# Acceleration due to Gravity

## Problems from IIT JEE

**Problem (IIT JEE 2010):**
Gravitational acceleration on the surface of a planet is $\frac{\sqrt{6}}{11}g$, where $g$ is the gravitational acceleration on the surface of the earth. The average mass density of the planet is $2/3$ times that of the earth.
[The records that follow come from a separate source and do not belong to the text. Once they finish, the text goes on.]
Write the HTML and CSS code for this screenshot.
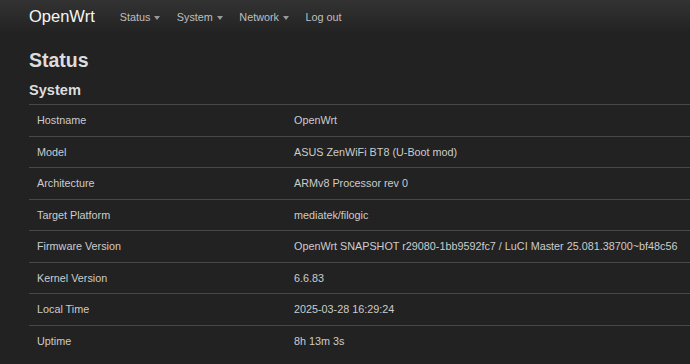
FILE: index.html
```html
<!DOCTYPE html>
<html lang="en">
<head>
    <meta charset="UTF-8">
    <meta name="viewport" content="width=device-width, initial-scale=1.0">
    <title>OpenWrt - Status</title>
    <link rel="stylesheet" href="styles.css">
</head>
<body>
    <header class="topbar">
        <a class="brand" href="#">OpenWrt</a>
        <ul class="nav">
            <li><a href="#" class="dropdown">Status</a></li>
            <li><a href="#" class="dropdown">System</a></li>
            <li><a href="#" class="dropdown">Network</a></li>
            <li><a href="#">Log out</a></li>
        </ul>
    </header>

    <div class="main">
        <h2>Status</h2>
        <h3>System</h3>
        <table class="status-table">
            <tr><td>Hostname</td><td>OpenWrt</td></tr>
            <tr><td>Model</td><td>ASUS ZenWiFi BT8 (U-Boot mod)</td></tr>
            <tr><td>Architecture</td><td>ARMv8 Processor rev 0</td></tr>
            <tr><td>Target Platform</td><td>mediatek/filogic</td></tr>
            <tr><td>Firmware Version</td><td>OpenWrt SNAPSHOT r29080-1bb9592fc7 / LuCI Master 25.081.38700~bf48c56</td></tr>
            <tr><td>Kernel Version</td><td>6.6.83</td></tr>
            <tr><td>Local Time</td><td>2025-03-28 16:29:24</td></tr>
            <tr><td>Uptime</td><td>8h 13m 3s</td></tr>
        </table>
    </div>
</body>
</html>
```

FILE: styles.css
```css
body {
    margin: 0;
    background: #222;
    color: #ccc;
    font-family: "Liberation Sans", Arial, Helvetica, sans-serif;
    font-size: 10.8px;
    overflow: hidden;
}
a {
    text-decoration: none;
}
.topbar {
    display: flex;
    align-items: center;
    height: 33px;
    padding-left: 29px;
    background: linear-gradient(to bottom, #333, #222);
}
.brand {
    color: #f5f5f5;
    font-size: 16.5px;
    margin-right: 25px;
}
.nav {
    display: flex;
    gap: 16.5px;
    list-style: none;
    margin: 0;
    padding: 0;
}
.nav a {
    color: #bfbfbf;
    font-size: 10.8px;
}
.nav a.dropdown::after {
    content: "";
    display: inline-block;
    margin-left: 4px;
    vertical-align: middle;
    border-top: 4px solid #999;
    border-left: 3.5px solid transparent;
    border-right: 3.5px solid transparent;
}
.main {
    padding-left: 29px;
}
h2 {
    margin: 15px 0 0;
    font-size: 19.5px;
    line-height: 24px;
    color: #ddd;
}
h3 {
    margin: 9px 0 0;
    font-size: 14.6px;
    line-height: 18px;
    color: #ddd;
}
.status-table {
    margin-top: 5px;
    width: 100%;
    table-layout: fixed;
    border-collapse: collapse;
}
.status-table td {
    padding: 6.25px 8px;
    line-height: 18px;
    border-top: 1px solid #484848;
    color: #ccc;
    white-space: nowrap;
}
.status-table td:first-child {
    width: 241px;
}
```
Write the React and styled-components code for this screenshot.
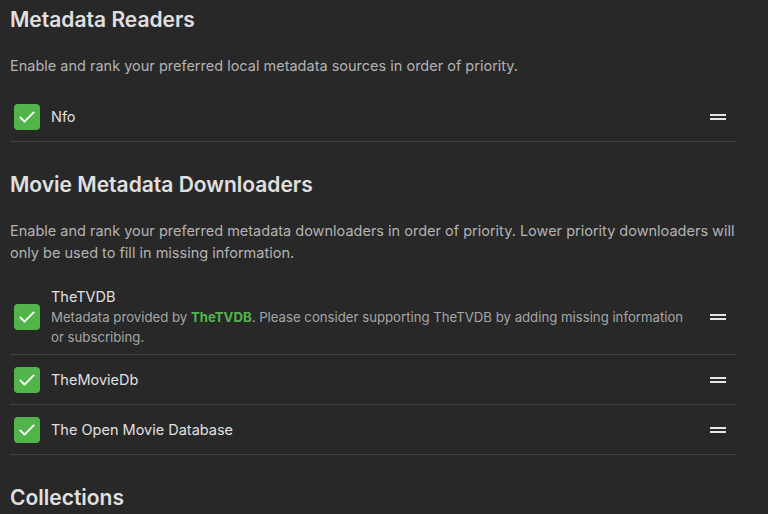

If the escape speed on the surface of the earth is taken to be 11 km/s, the escape velocity on the surface of the planet (in km/s) will be,

**Solution:**
The acceleration due to gravity on the surface of a planet of mass $M_p$ and radius $R_p$ is given by,
\begin{align}
\label{vda:eqn:1}
g_p=GM_p/R_p^2.
\end{align}
The mass is related to density $\rho_p$ by $M_p=(4/3)\pi R_p^3\rho_p$. Substitute in above equation and simplify to get,
\begin{align}
\label{vda:eqn:2}
R_p=3g_p/(4\pi G\rho_p).
\end{align}
The escape velocity from the surface of the planet is given by,
\begin{align}
\label{vda:eqn:3}
v_p=\sqrt{2GM_p/R_p}=\sqrt{2g_p R_p}=\sqrt{3g_p^2/(2\pi G\rho_p)}.
\end{align}
Substitute values in above equation to get,
\begin{align}
\frac{v_p}{v_e}=\sqrt{\frac{g_p^2/g_e^2}{\rho_p/\rho_e}}=\sqrt{\frac{6/121}{2/3}}=\frac{3}{11},
\end{align}
which gives $v_p={3}\;\mathrm{km/s}$.